◆ **INSTRUCTIONS FOR THE TASK**:
Set down all of the entries word for word, omitting the images they contain.

DATA FOR PROCESSING start

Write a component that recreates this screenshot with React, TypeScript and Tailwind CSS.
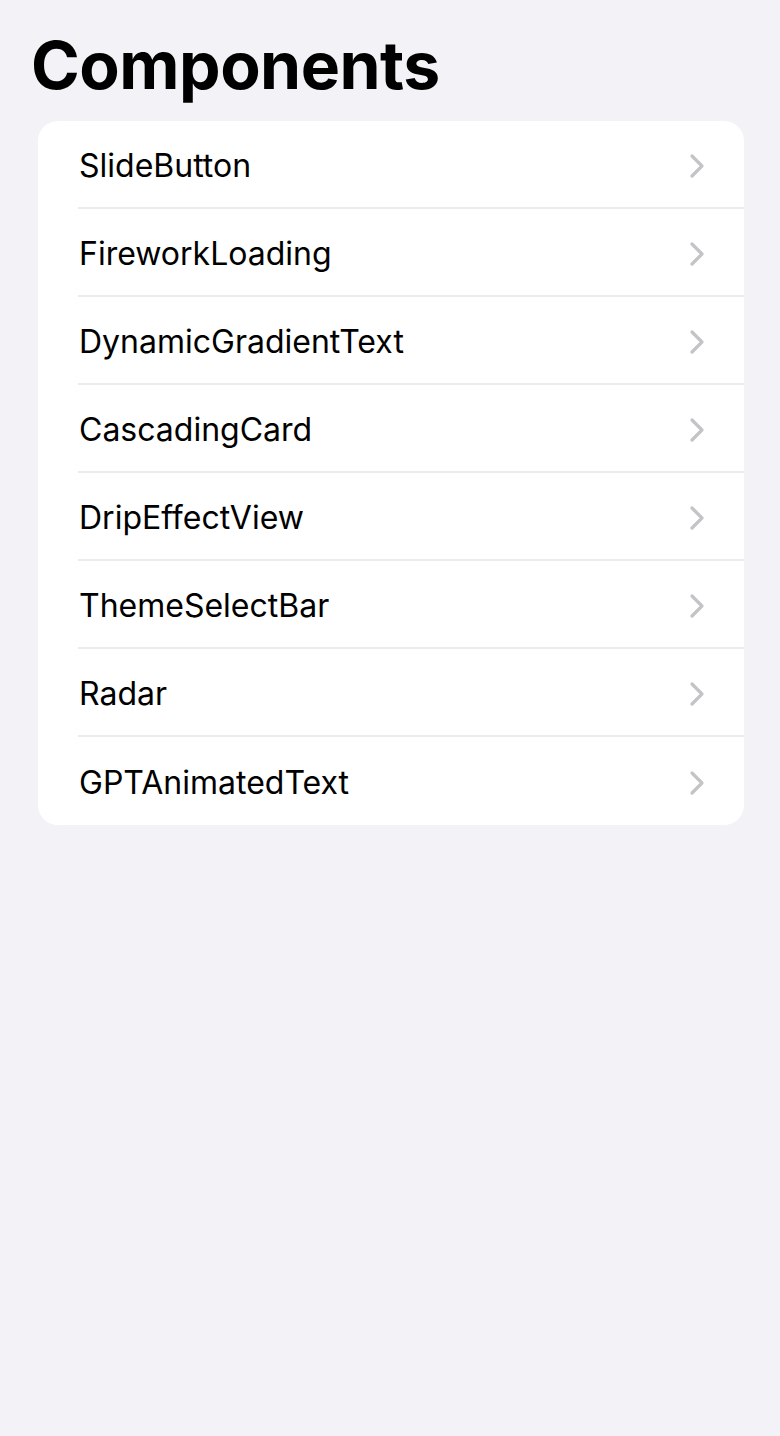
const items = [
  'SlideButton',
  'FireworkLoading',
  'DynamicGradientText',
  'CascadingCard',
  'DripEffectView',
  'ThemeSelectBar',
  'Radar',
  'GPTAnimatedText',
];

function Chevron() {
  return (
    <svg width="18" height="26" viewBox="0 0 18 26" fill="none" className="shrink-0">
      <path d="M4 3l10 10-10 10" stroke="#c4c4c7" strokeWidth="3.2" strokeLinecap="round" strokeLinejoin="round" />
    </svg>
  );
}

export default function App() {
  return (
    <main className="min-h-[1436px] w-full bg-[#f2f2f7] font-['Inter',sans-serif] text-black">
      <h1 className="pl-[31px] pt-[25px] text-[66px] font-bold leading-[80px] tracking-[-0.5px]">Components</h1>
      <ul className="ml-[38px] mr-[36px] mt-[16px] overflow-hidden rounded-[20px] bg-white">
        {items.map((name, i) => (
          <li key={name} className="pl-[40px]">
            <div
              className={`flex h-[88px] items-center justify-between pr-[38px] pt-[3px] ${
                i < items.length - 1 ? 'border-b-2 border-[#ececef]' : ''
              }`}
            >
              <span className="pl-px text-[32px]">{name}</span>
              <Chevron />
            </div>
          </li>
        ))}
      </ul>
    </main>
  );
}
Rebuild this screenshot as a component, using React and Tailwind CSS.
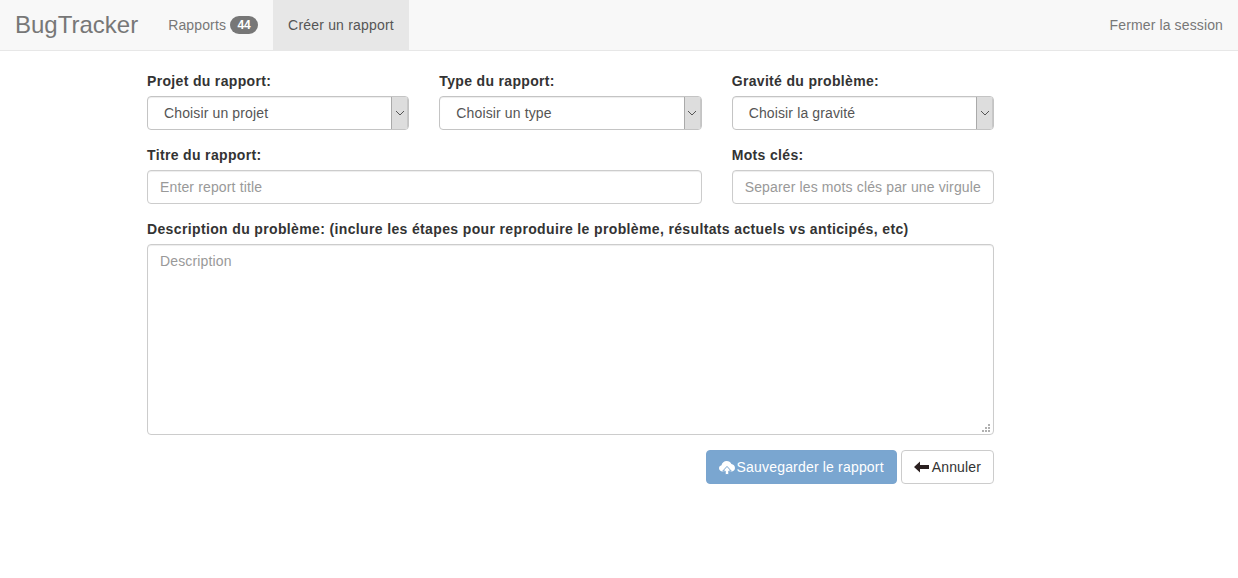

DATA FOR PROCESSING end

◆ **COMPLETE OUTPUT**:
Write a component that recreates this screenshot with React, TypeScript and Tailwind CSS.
const items = [
  'SlideButton',
  'FireworkLoading',
  'DynamicGradientText',
  'CascadingCard',
  'DripEffectView',
  'ThemeSelectBar',
  'Radar',
  'GPTAnimatedText',
];

function Chevron() {
  return (
    <svg width="18" height="26" viewBox="0 0 18 26" fill="none" className="shrink-0">
      <path d="M4 3l10 10-10 10" stroke="#c4c4c7" strokeWidth="3.2" strokeLinecap="round" strokeLinejoin="round" />
    </svg>
  );
}

export default function App() {
  return (
    <main className="min-h-[1436px] w-full bg-[#f2f2f7] font-['Inter',sans-serif] text-black">
      <h1 className="pl-[31px] pt-[25px] text-[66px] font-bold leading-[80px] tracking-[-0.5px]">Components</h1>
      <ul className="ml-[38px] mr-[36px] mt-[16px] overflow-hidden rounded-[20px] bg-white">
        {items.map((name, i) => (
          <li key={name} className="pl-[40px]">
            <div
              className={`flex h-[88px] items-center justify-between pr-[38px] pt-[3px] ${
                i < items.length - 1 ? 'border-b-2 border-[#ececef]' : ''
              }`}
            >
              <span className="pl-px text-[32px]">{name}</span>
              <Chevron />
            </div>
          </li>
        ))}
      </ul>
    </main>
  );
}
Rebuild this screenshot as a component, using React and Tailwind CSS.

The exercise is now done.